As in the first embodiment, a screw 640 may be removed to convert gun 100 to “bleeder” operation in which air flows continuously from air passageway 290 through the air nozzle bore 342, regardless of the position of the trigger 160 and air valve seal 560. Spring 660 operates to ensure separation of the cone shaped surfaces 580 and 600 when the trigger is moved rearward moving the air trip rod 440 into engagement with the air valve seal 560. Spring 680 biases the various air and texture parts to a closed position when the trigger 160 is released, shutting off the flow of texture material from passageway 280.
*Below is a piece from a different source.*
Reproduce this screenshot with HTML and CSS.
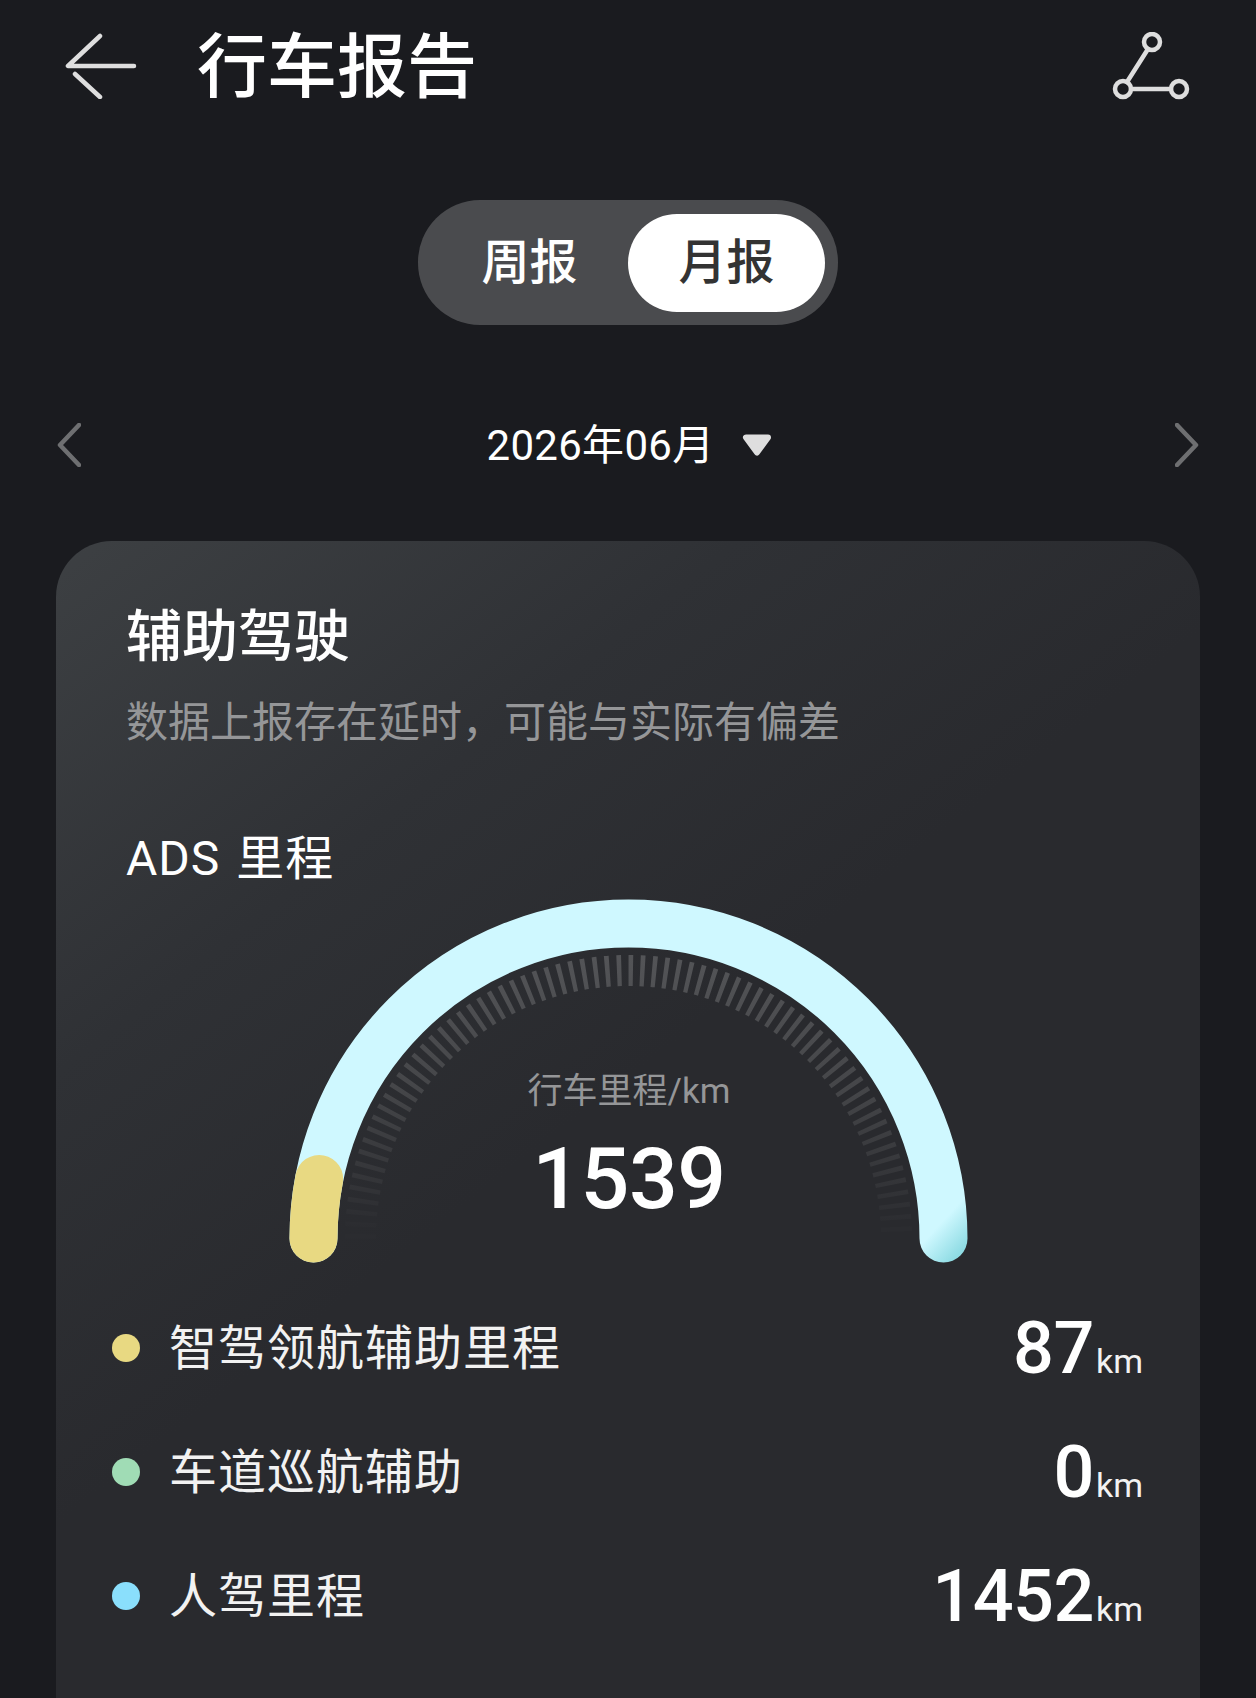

Unlike the first embodiment, air flow cannot be completely blocked in gun 100 since there is a secondary transverse passage 862 in addition to a primary transverse passage 820 in shaft 26, which may be seen most clearly in FIG. 25. Two positions are shown for the shaft in FIG. 25. The solid lines show a full ON position wherein full airflow is permitted through passageway 860 from air passageway 290. The dashed lines show a minimum air flow condition wherein only a small amount of air is permitted to flow through secondary passageway 862 from air passageway 290. As stated above, the minimum air flow prevents texture material from entering the bore 342 when the knob 240 is turned to the lowest air flow setting.

The invention is not to be taken as limited to all the details thereof as modifications and variations thereof may be made without departing from the spirit or scope of the invention. For example and not by way of limitation, the minimum air flow feature may be provided by a rotational stop on the shaft of the air valve to limit movement to prevent fully closing the primary or main transverse passage, as an alternative to having a secondary passage in the air valve shaft.